Em última análise, o mistério das coisas não existe fora
delas, consiste simplesmente em elas serem, estarem aí assim, furtando-se
indefinidamente ao nosso entendimento. Por isso o mistério, contrariamente ao
enigma, que é sempre um problema em busca de solução, é eternamente diferido
enquanto objecto de nostalgia. Objecto que pode ter muitos nomes, com contornos
mais ou menos discerníveis no horizonte dessa nostalgia.
Em Maria Gabriela
Llansol, o mistério pode, assim, ter por nome -Eus, restante vida, paisagem,
mútuo ou ambo, cena fulgor, metanoite ou comunidade... Também pode ser o mistério ou a nostalgia do azul, imagem de uma completude ou perfeição daquilo
que é o que é, e não exige explicação: «O azul é o sinal da esfera terrestre»,
«figura de contemplação» (cf. O Azul Imperfeito - Livro de Horas V, p. 360). O que acontece é que estaremos
sempre nesta busca infinita e inglória de nomear o mistério, que é o
inominável: porque vivemos entre a coisa
(que «realmente» desconhecemos), a sua imagem (que é o seu fantasma) e o nome
(que lhe passa ao lado). Mas palavra e imagem é tudo o que temos, e com isso
teremos de chegar aonde pudermos.
Este,
porém, é o ponto de partida de um «cratilismo» da linguagem, das linguagens,
que pretende que a coisa é indizível. Mas há o outro, o de um orfismo que nos
vem lembrar que as coisas estão aí para serem nomeadas. O mistério pressupõe
então, como para Goethe ou Llansol, a possibilidade de intuir a luz nas trevas,
na superfície aparentemente impenetrável do mundo. […]
A cena fulgor llansoliana é a manifestação desta dialéctica,
muitas vezes não apenas bi-polar, mas com muitas gradações intermédias. E as
grafites de Adua procuram também transmitir algo assim. Por isso, a relação
artística produtiva com o mistério (que não é aqui já o das religiões, mas o do
Ser) não é obscurecedora, mas traduz um aclarar progressivo e relativo das
trevas (como Adua diz do seu trabalho). Relativo, porque um resto insondável
permanece, tem de permanecer, já que a forma, plástica ou de linguagem, pode
quando muito sugerir o informe, mas nunca revelá-lo ou identificar-se
plenamente com ele.
«Talvez se chamasse Mistéria…»
Se nos
aproximarmos um pouco mais da prática de escrita e da visão do mundo de M. G.
Llansol, perceberemos facilmente que para ela o mistério não está no inefável,
em que não parece acreditar, nem numa qualquer espiritualidade mais ou menos
esotérica (o olhar de Llansol é antes exotérico, interessa-lhe o visível).
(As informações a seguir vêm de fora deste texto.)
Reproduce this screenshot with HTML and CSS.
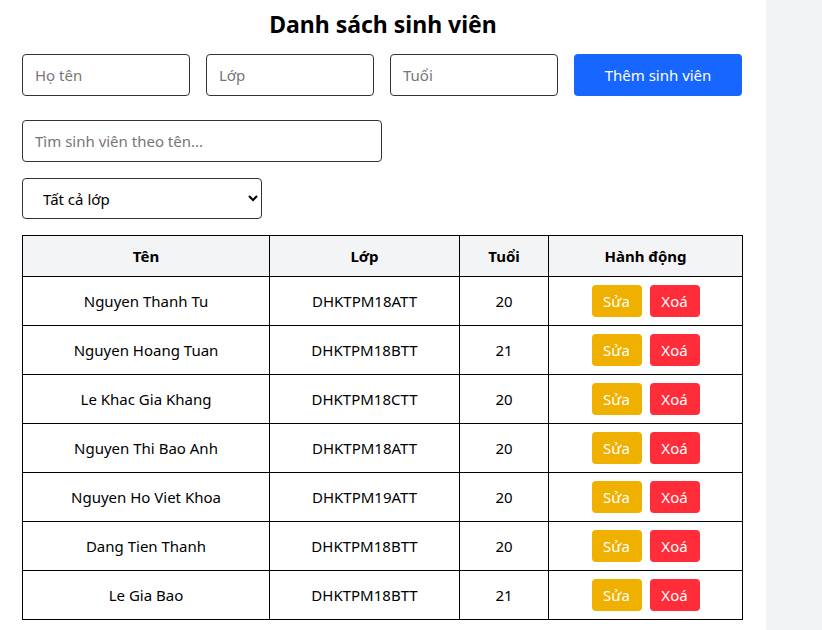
FILE: index.html
```html
<!DOCTYPE html>
<html lang="vi">
<head>
<meta charset="utf-8">
<title>Danh sách sinh viên</title>
<link rel="stylesheet" href="styles.css">
</head>
<body>
<div class="page">
  <main class="main">
    <h1 class="title">Danh sách sinh viên</h1>
    <div class="form-row">
      <input class="field" type="text" placeholder="Họ tên">
      <input class="field" type="text" placeholder="Lớp">
      <input class="field" type="text" placeholder="Tuổi">
      <button class="btn-add">Thêm sinh viên</button>
    </div>
    <input class="field search" type="text" placeholder="Tìm sinh viên theo tên...">
    <select class="filter">
      <option>Tất cả lớp</option>
    </select>
    <table class="table">
      <colgroup>
        <col class="c-name"><col class="c-class"><col class="c-age"><col class="c-act">
      </colgroup>
      <thead>
        <tr><th>Tên</th><th>Lớp</th><th>Tuổi</th><th>Hành động</th></tr>
      </thead>
      <tbody>
        <tr><td>Nguyen Thanh Tu</td><td>DHKTPM18ATT</td><td>20</td><td><div class="actions"><button class="btn-edit">Sửa</button><button class="btn-del">Xoá</button></div></td></tr>
        <tr><td>Nguyen Hoang Tuan</td><td>DHKTPM18BTT</td><td>21</td><td><div class="actions"><button class="btn-edit">Sửa</button><button class="btn-del">Xoá</button></div></td></tr>
        <tr><td>Le Khac Gia Khang</td><td>DHKTPM18CTT</td><td>20</td><td><div class="actions"><button class="btn-edit">Sửa</button><button class="btn-del">Xoá</button></div></td></tr>
        <tr><td>Nguyen Thi Bao Anh</td><td>DHKTPM18ATT</td><td>20</td><td><div class="actions"><button class="btn-edit">Sửa</button><button class="btn-del">Xoá</button></div></td></tr>
        <tr><td>Nguyen Ho Viet Khoa</td><td>DHKTPM19ATT</td><td>20</td><td><div class="actions"><button class="btn-edit">Sửa</button><button class="btn-del">Xoá</button></div></td></tr>
        <tr><td>Dang Tien Thanh</td><td>DHKTPM18BTT</td><td>20</td><td><div class="actions"><button class="btn-edit">Sửa</button><button class="btn-del">Xoá</button></div></td></tr>
        <tr><td>Le Gia Bao</td><td>DHKTPM18BTT</td><td>21</td><td><div class="actions"><button class="btn-edit">Sửa</button><button class="btn-del">Xoá</button></div></td></tr>
      </tbody>
    </table>
  </main>
  <div class="side"></div>
</div>
</body>
</html>
```

FILE: styles.css
```css
* { box-sizing: border-box; }
html, body { margin: 0; padding: 0; }
body {
  font-family: "Noto Sans", "Open Sans", sans-serif;
  font-size: 15px;
  color: #000;
  background: #f2f3f5;
}
.page {
  display: flex;
  min-height: 630px;
}
.main {
  width: 766px;
  background: #fff;
  padding: 8px 22px 40px;
  display: flex;
  flex-direction: column;
  align-items: flex-start;
}
.side { flex: 1; }
.title {
  align-self: stretch;
  text-align: center;
  margin: 0 0 14px;
  font-size: 23px;
  line-height: 32px;
  font-weight: 700;
}
.form-row {
  display: flex;
  gap: 16px;
  width: 720px;
  margin-bottom: 24px;
}
.field {
  width: 168px;
  height: 42px;
  border: 1px solid #333;
  border-radius: 4px;
  padding: 0 12px;
  font-family: inherit;
  font-size: 15px;
  color: #000;
  background: #fff;
  outline: none;
}
.field::placeholder { color: #767676; }
.btn-add {
  width: 168px;
  height: 42px;
  border: none;
  border-radius: 4px;
  background: #1766ff;
  color: #fff;
  font-family: inherit;
  font-size: 15px;
}
.search {
  width: 360px;
  margin-bottom: 16px;
}
.filter {
  width: 240px;
  height: 41px;
  border: 1px solid #333;
  border-radius: 4px;
  padding: 0 16px;
  font-family: inherit;
  font-size: 15px;
  color: #000;
  background: #fff;
  margin-bottom: 16px;
}
.table {
  width: 720px;
  border-collapse: collapse;
  table-layout: fixed;
}
.c-name { width: 247px; }
.c-class { width: 190px; }
.c-age { width: 89px; }
.c-act { width: 194px; }
.table th, .table td {
  border: 1px solid #000;
  text-align: center;
  font-size: 15px;
}
.table th {
  background: #f3f4f6;
  height: 41px;
  font-weight: 700;
}
.table td { height: 49px; }
.actions {
  display: flex;
  justify-content: center;
  gap: 8px;
}
.btn-edit, .btn-del {
  width: 50px;
  height: 32px;
  border: none;
  border-radius: 4px;
  color: #fff;
  font-family: inherit;
  font-size: 15px;
  padding: 0;
}
.btn-edit { background: #f0b000; }
.btn-del { background: #ff2c3a; }
```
Mas
também não se trata aqui de despir as coisas de qualquer mistério, à la Caeiro. O mistério para Llansol, a existir, está nas próprias coisas,
no mundo que se oferece à decifração intuitiva, e não fora deles – quando
muito, em mim, se por mim se entender um corpo, e não já uma interioridade romântica. Em toda a sua Obra é a ordem da
imanência que se impõe… […]
Visto deste modo, o mistério manifesta-se no texto de Llansol
sob múltiplas formas, figuras e «categorias». Enumero algumas:
– Há o mistério da
Figura, eternamente em metamorfose,
sem morte;
– Há o mistério do
encontro, no eterno retorno do mútuo e no seu paradoxo de ser confrontação e encontro, de gerar
sempre outra coisa nova;
– Há o mistério do
mundo, que é «o
desconhecido que nos acompanha»;
– Há o mistério da
metanoite, que é a noite
obscura – mas não escura – da busca, do risco e da mutação;
– Há o mistério da
cena fulgor, com um brilho
súbito cuja origem se perdeu;
– Há o mistério do
humano, de que não se
conhece a essência, oscilando sempre entre os desastres do «gregarismo» e as
insuficiências do rebelde e do eremita, figuras de um mistério promissor que não
vingou (cf. «Diálogo com Llull»)...
E há sobretudo o
mistério que nasce da liberdade livre da composição de uma escrita sem
concessões, em que nada é impossível: é o mistério do incomum e do insólito,
das volutas da imagem e das associações im-prováveis, da densidade do escrito e
da leveza alada dos brancos e das suspensões dos traços. E tudo isto tem um
lugar de origem, inacessível, esse sim, misterioso, só visível pelos seus
reflexos na linguagem: o corpo que escreve. E ninguém sabe o que pode um corp' a 'screver.